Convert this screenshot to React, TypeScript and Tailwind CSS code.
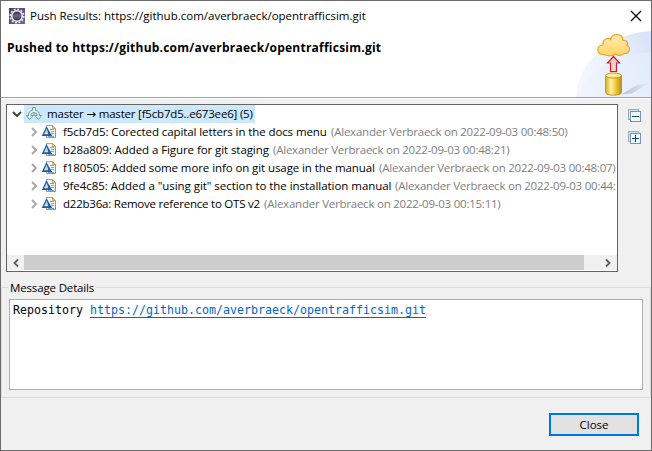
type Commit = { id: string; msg: string; meta: string; box: string };

const commits: Commit[] = [
  { id: 'f5cb7d5', msg: 'Corected capital letters in the docs menu', meta: '(Alexander Verbraeck on 2022-09-03 00:48:50)', box: 'w-[268px] tracking-[-0.1px]' },
  { id: 'b28a809', msg: 'Added a Figure for git staging', meta: '(Alexander Verbraeck on 2022-09-03 00:48:21)', box: 'w-[210px] tracking-[-0.08px]' },
  { id: 'f180505', msg: 'Added some more info on git usage in the manual', meta: '(Alexander Verbraeck on 2022-09-03 00:48:07)', box: 'w-[316px] tracking-[-0.09px]' },
  { id: '9fe4c85', msg: 'Added a "using git" section to the installation manual', meta: '(Alexander Verbraeck on 2022-09-03 00:44:', box: 'w-[332px] tracking-[-0.04px]' },
  { id: 'd22b36a', msg: 'Remove reference to OTS v2', meta: '(Alexander Verbraeck on 2022-09-03 00:15:11)', box: 'w-[201px] tracking-[-0.22px]' },
];

function AppIcon() {
  return (
    <svg width="16" height="16" viewBox="0 0 16 16">
      <defs>
        <linearGradient id="app" x1="0" y1="0" x2="1" y2="1">
          <stop offset="0" stopColor="#4b3d5c" />
          <stop offset="1" stopColor="#7462a8" />
        </linearGradient>
        <linearGradient id="ball" x1="0" y1="0" x2="0" y2="1">
          <stop offset="0" stopColor="#302a42" />
          <stop offset="0.5" stopColor="#6c667e" />
          <stop offset="1" stopColor="#282238" />
        </linearGradient>
      </defs>
      <rect width="16" height="16" fill="url(#app)" />
      <circle cx="8" cy="8" r="6.8" fill="none" stroke="#ece9f2" strokeWidth="1.6" strokeDasharray="1.9 1.66" />
      <circle cx="8" cy="8" r="5.3" fill="url(#ball)" stroke="#f0edf5" strokeWidth="1.5" />
    </svg>
  );
}

function HeaderArt() {
  return (
    <svg width="76" height="66" viewBox="0 0 76 66">
      <defs>
        <linearGradient id="sky" gradientUnits="userSpaceOnUse" x1="0" y1="60" x2="76" y2="20">
          <stop offset="0" stopColor="#f5f8ff" />
          <stop offset="0.6" stopColor="#ebf1fd" />
          <stop offset="1" stopColor="#d9e4fa" />
        </linearGradient>
        <linearGradient id="sky2" gradientUnits="userSpaceOnUse" x1="4" y1="60" x2="76" y2="30">
          <stop offset="0" stopColor="#eff4fe" />
          <stop offset="0.6" stopColor="#e9f0fd" />
          <stop offset="1" stopColor="#e2ebfb" />
        </linearGradient>
        <linearGradient id="cloud" x1="0" y1="0" x2="0" y2="1">
          <stop offset="0" stopColor="#ffeaad" />
          <stop offset="1" stopColor="#ffd566" />
        </linearGradient>
        <linearGradient id="can" x1="0" y1="0" x2="1" y2="0">
          <stop offset="0" stopColor="#dcae25" />
          <stop offset="0.35" stopColor="#fff2a2" />
          <stop offset="0.6" stopColor="#f1ce45" />
          <stop offset="1" stopColor="#c18b10" />
        </linearGradient>
        <linearGradient id="shade" x1="0" y1="0" x2="1" y2="0">
          <stop offset="0" stopColor="#a5aebb" />
          <stop offset="1" stopColor="#dfe8f8" />
        </linearGradient>
      </defs>
      <path d="M1 66C3 28 38 2 76 0V66Z" fill="url(#sky)" />
      <path d="M1 66C12 40 38 24 76 21V66Z" fill="url(#sky2)" />
      <path d="M46 63.500L62 54L74 52L57 62.500Z" fill="url(#shade)" opacity="0.7" />
      <path d="M28.500 23.500C21 24 21 14.500 28 14C27 8 34 6 35.500 8.500C37 1.500 48 2 48 9.500C52 9 53.500 12 52 14.500C56 15.500 55 23 49 22.500C47 25 43 25 40.500 23C36 26 32 25 28.500 23.500Z" fill="url(#cloud)" stroke="#e3a72f" strokeWidth="1.200" />
      <path d="M38.500 25.500L44.500 32H41.500V40.500H35.500V32H32.500Z" fill="#f5cfd2" stroke="#cf202b" strokeWidth="1.200" />
      <path d="M30.500 44.500V61.500C30.500 65 46.500 65 46.500 61.500V44.500" fill="url(#can)" stroke="#c4961d" />
      <ellipse cx="38.500" cy="44.500" rx="8" ry="2.500" fill="#ffe991" stroke="#c4961d" />
    </svg>
  );
}

function PushIcon() {
  return (
    <svg width="16" height="16" viewBox="0 0 16 16" className="shrink-0" fill="#e2f3ee" stroke="#6f9f95" strokeWidth="1">
      <path d="M6.500 1.500H9.500V4.500C12.500 5 13.500 6.500 13.500 9.500H15.500L12.500 13.500L8.800 9.500H11C11 8 10.500 7 8.500 6.500H7.500C5.500 7 5 8 5 9.500H7.200L3.500 13.500L0.500 9.500H2.500C2.500 6.500 3.500 5 6.500 4.500Z" />
      <path d="M8 6.500V10" />
    </svg>
  );
}

function CommitIcon() {
  return (
    <svg width="16" height="16" viewBox="0 0 16 16">
      <path d="M4.500 1.500H10.500L13.500 4.500V13.500H4.500Z" fill="#f3f7fc" stroke="#8296b2" />
      <path d="M4.500 1.500H10.500" stroke="#c7a75b" />
      <path d="M10.500 1.500V4.500H13.500Z" fill="#e9c675" stroke="#c5a052" strokeWidth="0.800" />
      <path d="M8 5.500H12M9 7.500H12M9 9.500H12M6 12.500H12" stroke="#6f9ac6" strokeWidth="0.900" />
      <path d="M4.500 3.500L8.800 11H1Z" fill="#c3dcee" stroke="#24639a" strokeWidth="1.300" />
      <path d="M4.800 4L6.500 11H9Z" fill="#1f5c94" />
      <path d="M0 11.500H10" stroke="#1d5b96" />
    </svg>
  );
}

function StackIcon({ plus }: { plus?: boolean }) {
  return (
    <svg width="13" height="13" viewBox="0 0 13 13" shapeRendering="crispEdges">
      <rect x="0.500" y="0.500" width="10" height="10" fill="#c6e3f0" stroke="#9badc4" />
      <rect x="2.500" y="2.500" width="10" height="10" fill="#eefaff" stroke="#7e94b2" />
      <path d={plus ? 'M4 7.500H11M7.500 4V11' : 'M4 7.500H11'} stroke="#114a80" />
    </svg>
  );
}

function Chevron({ d, className }: { d: string; className: string }) {
  return (
    <svg width="10" height="10" viewBox="0 0 10 10" fill="none" strokeWidth="1.900" className={`shrink-0 ${className}`}>
      <path d={d} stroke="currentColor" />
    </svg>
  );
}

export default function App() {
  return (
    <div className="flex h-[451px] w-[652px] flex-col overflow-hidden border border-[#6b6b6b] bg-[#f0f0f0] font-['Open_Sans',sans-serif] text-[11.5px] leading-[18px] whitespace-pre text-black">
      <header className="flex h-[97px] shrink-0 justify-between border-b border-[#a0a0a0] bg-white">
        <div className="flex flex-col">
          <div className="flex h-[30px] items-center pl-2">
            <AppIcon />
            <span className="pl-[5px]">Push Results: https://github.com/averbraeck/opentrafficsim.git</span>
          </div>
          <h1 className="pt-[8px] pl-[6px] text-[12px] font-bold tracking-[0.23px]">Pushed to https://github.com/averbraeck/opentrafficsim.git</h1>
        </div>
        <div className="flex flex-col items-end">
          <div className="flex h-[30px] items-center pr-[9px]">
            <svg width="12" height="12" viewBox="0 0 12 12" stroke="#000" strokeWidth="1.100">
              <path d="M1 1L11 11M11 1L1 11" />
            </svg>
          </div>
          <HeaderArt />
        </div>
      </header>
      <div className="h-px shrink-0 bg-white" />

      <main className="flex shrink-0 pt-[5px] pl-[5px]">
        <section className="flex h-[168px] w-[612px] flex-col border border-[#646464] bg-white">
          <div className="flex h-[18px] items-center pl-[5px]">
            <Chevron d="M1 3L5 7L9 3" className="text-[#404040]" />
            <div className="ml-[2px] flex h-[18px] w-[231px] items-center bg-[#cce8ff] pl-[2px]">
              <PushIcon />
              <span className="pl-[5px] tracking-[-0.19px]">master <span className="font-['DejaVu_Sans',sans-serif]">→</span> master [f5cb7d5..e673ee6] (5)</span>
            </div>
          </div>
          {commits.map((c) => (
            <div key={c.id} className="flex h-[18px] items-center overflow-hidden pl-[22px]">
              <Chevron d="M3 1L7 5L3 9" className="text-[#a6a6a6]" />
              <span className="ml-[3px] shrink-0"><CommitIcon /></span>
              <span className={`ml-[5px] shrink-0 ${c.box}`}>{c.id}: {c.msg}</span>
              <span className="shrink-0 tracking-[-0.23px] text-[#808080]">{c.meta}</span>
            </div>
          ))}
          <div className="mt-auto mb-px flex h-[15px] items-center justify-between bg-[#f0f0f0]">
            <span className="flex w-[17px] justify-center"><Chevron d="M7 1.500L3.500 5L7 8.500" className="text-[#606060]" /></span>
            <div className="h-[15px] w-[560px] bg-[#cdcdcd]" />
            <span className="flex w-[33px] justify-end pr-[4px]"><Chevron d="M3 1.500L6.500 5L3 8.500" className="text-[#606060]" /></span>
          </div>
        </section>
        <aside className="flex flex-col gap-[9px] pt-[5px] pl-[10px]">
          <StackIcon />
          <StackIcon plus />
        </aside>
      </main>

      <fieldset className="mt-[6px] flex h-[120px] shrink-0 flex-col rounded-none border border-[#dcdcdc] px-[7px]">
        <legend className="ml-[-1px] h-[18px] px-[2px] leading-[19px] tracking-[-0.15px]">Message Details</legend>
        <div className="mt-[3px] h-[91px] w-[634px] border border-[#abadb3] bg-white pt-px pl-[3px] font-['DejaVu_Sans_Mono',monospace] text-[11.63px]">
          Repository <a className="border-b border-[#0066cc] text-[#0066cc]">https://github.com/averbraeck/opentrafficsim.git</a>
        </div>
      </fieldset>

      <footer className="flex justify-end pt-[15px] pr-[12px]">
        <button className="h-[23px] w-[90px] border-2 border-[#0078d7] bg-[#e1e1e1] leading-[18px]">Close</button>
      </footer>
    </div>
  );
}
----
- [Directions for this task] With the pictures left out, restate word for word every line of the data above, from the first down to the line that contains "string; msg: string;".

- [Finished answer]
Convert this screenshot to React, TypeScript and Tailwind CSS code.
type Commit = { id: string; msg: string; meta: string; box: string };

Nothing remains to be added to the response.